L’histoire immédiate s’élabore souvent de manière biaisée, tout comme l’histoire contemporaine récente. Certes, de nombreux Grecs font tout ou presque pour échapper à l’impôt, mais le barème fiscal français est beaucoup plus généreux que le grec (5,50 % en France pour des revenus approchant 6 000 euros, 10 % en Grèce dès 5 000 euros et les tranches suivantes sont beaucoup plus imposées qu’en France). Actuellement, Syriza y fait jeu égal avec Nouvelle Démocratie, avec chacun le quart des intentions de vote, tandis qu’Aube Dorée (extrême-droite) fait un dixième. La Troika (FMI, Commission…) voudrait à présent que le gouvernement fasse remonter la durée du travail à 78 heures hebdomadaires… mais elle refuse les coupes proposées dans le budget de la Défense (au profit de réductions des retraites, du salaire minimum, et des personnels de l’Éducation ou de la Santé). L’histoire se répéterait-elle ?

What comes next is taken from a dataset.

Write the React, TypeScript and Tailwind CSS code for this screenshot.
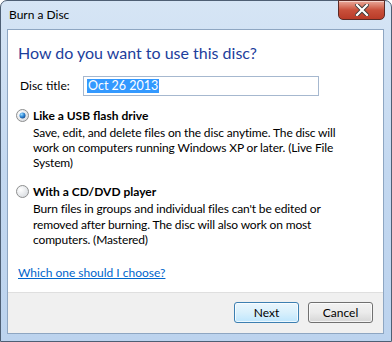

La Résistance grecque avait un programme proche de celui du Conseil national français qui fut adopté le 15 mars 1944. Il a été copieusement écorné ces dernières années en France. Le Grec ne fut bien sûr jamais appliqué. La guerre froide intestine a-t-elle débuté dans l’Union européenne ? Entre les troupes d’assaut que forme Aube Dorée et une possible résistance des partisans de Syriza, si des affrontements venaient à se propager, quelle formation serait-elle appuyée par  divers pays européens ? On peut se le demander…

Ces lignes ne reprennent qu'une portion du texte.